### PROVIDED DATA:
— START —

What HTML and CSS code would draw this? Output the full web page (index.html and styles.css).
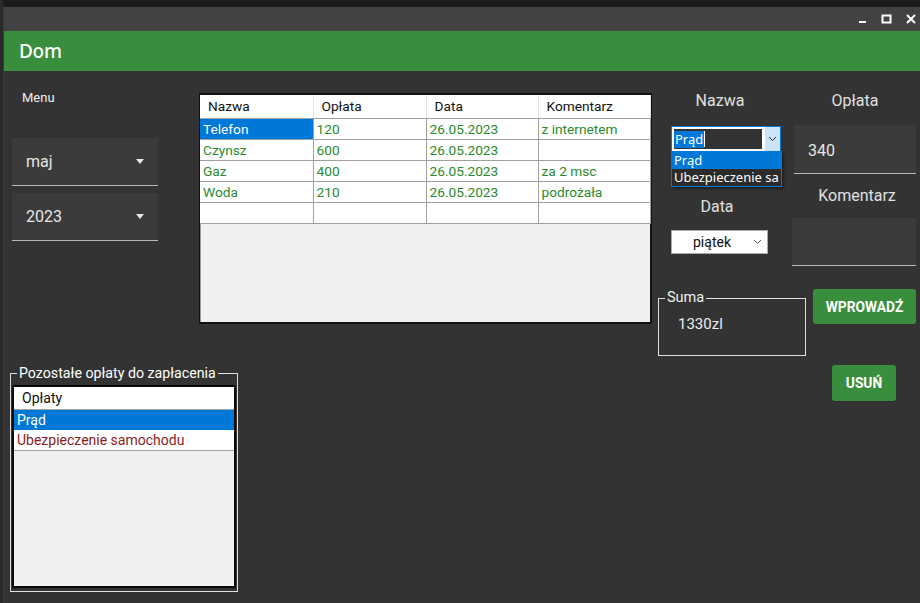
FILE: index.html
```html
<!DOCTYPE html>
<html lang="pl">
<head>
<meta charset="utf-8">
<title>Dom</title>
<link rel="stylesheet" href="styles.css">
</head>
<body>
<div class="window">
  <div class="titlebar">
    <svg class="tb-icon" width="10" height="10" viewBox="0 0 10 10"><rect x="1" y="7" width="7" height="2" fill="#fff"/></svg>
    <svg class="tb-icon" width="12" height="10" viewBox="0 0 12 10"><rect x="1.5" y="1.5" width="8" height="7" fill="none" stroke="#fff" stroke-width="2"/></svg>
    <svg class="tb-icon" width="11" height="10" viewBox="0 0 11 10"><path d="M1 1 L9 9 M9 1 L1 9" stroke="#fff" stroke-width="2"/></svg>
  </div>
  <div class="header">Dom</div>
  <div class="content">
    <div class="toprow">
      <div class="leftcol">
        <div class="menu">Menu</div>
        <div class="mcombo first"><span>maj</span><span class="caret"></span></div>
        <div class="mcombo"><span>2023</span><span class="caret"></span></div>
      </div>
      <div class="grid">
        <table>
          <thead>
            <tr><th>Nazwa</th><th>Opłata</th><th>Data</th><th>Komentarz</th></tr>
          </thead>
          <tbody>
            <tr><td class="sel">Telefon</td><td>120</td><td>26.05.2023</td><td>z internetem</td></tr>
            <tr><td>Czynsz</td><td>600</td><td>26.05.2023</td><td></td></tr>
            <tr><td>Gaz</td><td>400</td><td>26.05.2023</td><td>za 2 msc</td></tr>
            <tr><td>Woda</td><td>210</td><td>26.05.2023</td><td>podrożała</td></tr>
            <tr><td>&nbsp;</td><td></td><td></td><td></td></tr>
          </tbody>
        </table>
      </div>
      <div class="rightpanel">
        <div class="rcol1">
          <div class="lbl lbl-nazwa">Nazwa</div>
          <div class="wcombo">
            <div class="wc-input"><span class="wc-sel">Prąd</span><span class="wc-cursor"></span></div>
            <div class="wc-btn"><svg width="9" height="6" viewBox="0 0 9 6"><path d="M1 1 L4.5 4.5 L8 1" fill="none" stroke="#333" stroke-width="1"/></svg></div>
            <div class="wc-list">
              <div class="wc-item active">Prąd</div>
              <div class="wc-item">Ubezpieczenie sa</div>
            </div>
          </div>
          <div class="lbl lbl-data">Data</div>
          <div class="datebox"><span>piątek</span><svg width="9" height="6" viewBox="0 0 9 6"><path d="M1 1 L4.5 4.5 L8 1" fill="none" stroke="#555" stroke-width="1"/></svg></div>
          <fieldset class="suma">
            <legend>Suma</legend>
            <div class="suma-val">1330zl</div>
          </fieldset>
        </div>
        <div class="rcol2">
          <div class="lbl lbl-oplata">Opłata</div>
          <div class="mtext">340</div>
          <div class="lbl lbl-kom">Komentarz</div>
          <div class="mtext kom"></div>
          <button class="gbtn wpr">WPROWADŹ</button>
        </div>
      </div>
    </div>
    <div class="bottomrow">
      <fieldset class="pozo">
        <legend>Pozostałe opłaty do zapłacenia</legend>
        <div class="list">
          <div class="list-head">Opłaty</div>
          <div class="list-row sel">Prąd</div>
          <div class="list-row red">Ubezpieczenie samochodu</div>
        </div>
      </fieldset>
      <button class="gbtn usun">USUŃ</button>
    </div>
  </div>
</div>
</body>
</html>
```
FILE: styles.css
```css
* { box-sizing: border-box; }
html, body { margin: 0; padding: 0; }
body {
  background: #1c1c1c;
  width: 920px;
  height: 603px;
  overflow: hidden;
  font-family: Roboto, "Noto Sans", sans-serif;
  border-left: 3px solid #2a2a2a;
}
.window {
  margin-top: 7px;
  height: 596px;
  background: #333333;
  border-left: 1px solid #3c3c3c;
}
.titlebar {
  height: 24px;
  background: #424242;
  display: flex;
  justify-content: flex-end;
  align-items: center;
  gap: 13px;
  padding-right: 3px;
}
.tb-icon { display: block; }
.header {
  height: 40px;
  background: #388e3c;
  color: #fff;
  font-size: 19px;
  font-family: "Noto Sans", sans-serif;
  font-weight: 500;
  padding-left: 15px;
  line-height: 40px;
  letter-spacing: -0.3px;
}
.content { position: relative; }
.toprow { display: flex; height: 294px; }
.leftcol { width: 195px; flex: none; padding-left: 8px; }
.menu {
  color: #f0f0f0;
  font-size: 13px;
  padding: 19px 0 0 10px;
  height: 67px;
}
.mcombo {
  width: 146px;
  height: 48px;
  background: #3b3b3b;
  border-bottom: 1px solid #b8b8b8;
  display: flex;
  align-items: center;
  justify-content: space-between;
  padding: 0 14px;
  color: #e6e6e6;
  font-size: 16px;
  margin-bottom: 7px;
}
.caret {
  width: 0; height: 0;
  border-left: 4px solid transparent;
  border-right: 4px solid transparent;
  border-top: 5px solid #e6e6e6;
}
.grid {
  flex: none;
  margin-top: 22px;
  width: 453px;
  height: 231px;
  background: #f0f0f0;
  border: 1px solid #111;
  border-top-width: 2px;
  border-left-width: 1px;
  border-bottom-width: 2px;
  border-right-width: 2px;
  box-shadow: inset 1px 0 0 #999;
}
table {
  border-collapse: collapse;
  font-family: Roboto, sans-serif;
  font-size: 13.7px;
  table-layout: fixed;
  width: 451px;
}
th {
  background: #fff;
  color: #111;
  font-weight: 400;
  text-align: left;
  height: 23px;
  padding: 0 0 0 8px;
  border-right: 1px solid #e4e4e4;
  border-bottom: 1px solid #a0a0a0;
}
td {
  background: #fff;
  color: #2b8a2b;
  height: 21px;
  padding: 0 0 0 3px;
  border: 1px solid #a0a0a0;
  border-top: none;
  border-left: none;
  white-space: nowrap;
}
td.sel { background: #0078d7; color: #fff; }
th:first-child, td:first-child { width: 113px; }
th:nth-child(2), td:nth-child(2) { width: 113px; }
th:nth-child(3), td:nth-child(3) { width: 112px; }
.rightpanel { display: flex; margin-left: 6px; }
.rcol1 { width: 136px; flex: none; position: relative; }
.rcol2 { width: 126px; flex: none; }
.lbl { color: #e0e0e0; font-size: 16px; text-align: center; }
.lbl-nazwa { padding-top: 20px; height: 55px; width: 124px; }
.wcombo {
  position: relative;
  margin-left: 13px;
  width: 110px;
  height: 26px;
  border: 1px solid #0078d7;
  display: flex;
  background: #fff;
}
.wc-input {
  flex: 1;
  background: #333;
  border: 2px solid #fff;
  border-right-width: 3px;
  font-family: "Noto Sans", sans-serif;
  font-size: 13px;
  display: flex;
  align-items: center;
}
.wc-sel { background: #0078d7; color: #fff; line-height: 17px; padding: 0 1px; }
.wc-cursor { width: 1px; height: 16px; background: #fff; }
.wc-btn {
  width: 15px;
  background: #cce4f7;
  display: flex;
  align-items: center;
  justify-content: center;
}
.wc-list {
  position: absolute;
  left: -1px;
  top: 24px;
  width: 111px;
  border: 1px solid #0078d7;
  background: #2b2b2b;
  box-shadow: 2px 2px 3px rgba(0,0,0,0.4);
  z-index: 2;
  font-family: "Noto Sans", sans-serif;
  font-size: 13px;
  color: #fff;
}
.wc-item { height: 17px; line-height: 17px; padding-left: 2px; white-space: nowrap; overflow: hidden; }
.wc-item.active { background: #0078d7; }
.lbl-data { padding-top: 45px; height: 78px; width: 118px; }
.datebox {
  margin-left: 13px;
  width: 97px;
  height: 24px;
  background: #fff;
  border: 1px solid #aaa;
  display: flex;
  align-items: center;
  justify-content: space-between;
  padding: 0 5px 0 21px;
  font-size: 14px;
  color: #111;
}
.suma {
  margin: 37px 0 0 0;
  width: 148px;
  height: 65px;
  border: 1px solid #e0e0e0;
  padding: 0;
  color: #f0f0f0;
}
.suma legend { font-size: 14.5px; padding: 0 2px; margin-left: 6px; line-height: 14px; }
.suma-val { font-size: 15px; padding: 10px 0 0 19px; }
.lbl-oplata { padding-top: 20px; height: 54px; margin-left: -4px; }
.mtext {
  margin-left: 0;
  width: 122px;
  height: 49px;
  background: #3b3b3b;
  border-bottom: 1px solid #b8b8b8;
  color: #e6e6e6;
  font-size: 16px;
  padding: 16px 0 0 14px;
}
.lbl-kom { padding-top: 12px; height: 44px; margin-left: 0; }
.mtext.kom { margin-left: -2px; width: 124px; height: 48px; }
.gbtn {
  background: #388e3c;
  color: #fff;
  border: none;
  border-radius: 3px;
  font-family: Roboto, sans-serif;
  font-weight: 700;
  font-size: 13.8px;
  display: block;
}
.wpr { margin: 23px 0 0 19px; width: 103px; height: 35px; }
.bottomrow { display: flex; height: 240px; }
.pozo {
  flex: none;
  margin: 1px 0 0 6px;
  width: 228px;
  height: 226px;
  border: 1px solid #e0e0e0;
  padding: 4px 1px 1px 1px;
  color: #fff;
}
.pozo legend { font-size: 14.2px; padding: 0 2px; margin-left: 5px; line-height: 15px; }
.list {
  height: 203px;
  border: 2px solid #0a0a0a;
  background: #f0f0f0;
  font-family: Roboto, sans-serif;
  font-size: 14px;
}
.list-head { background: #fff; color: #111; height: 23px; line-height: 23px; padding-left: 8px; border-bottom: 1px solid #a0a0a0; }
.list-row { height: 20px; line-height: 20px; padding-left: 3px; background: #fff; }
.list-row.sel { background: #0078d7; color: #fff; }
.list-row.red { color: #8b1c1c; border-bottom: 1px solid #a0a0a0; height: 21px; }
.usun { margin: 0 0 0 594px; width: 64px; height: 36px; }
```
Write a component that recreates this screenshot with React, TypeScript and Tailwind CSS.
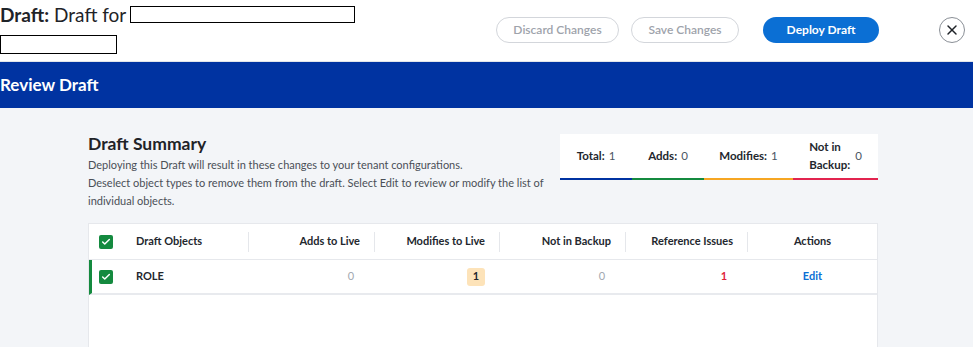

— END —

### PROBLEM TO SOLVE:
Check every line of the data above for the string "index", and copy those that have it.

### WRITTEN SOLUTION:
What HTML and CSS code would draw this? Output the full web page (index.html and styles.css).
FILE: index.html
  z-index: 2;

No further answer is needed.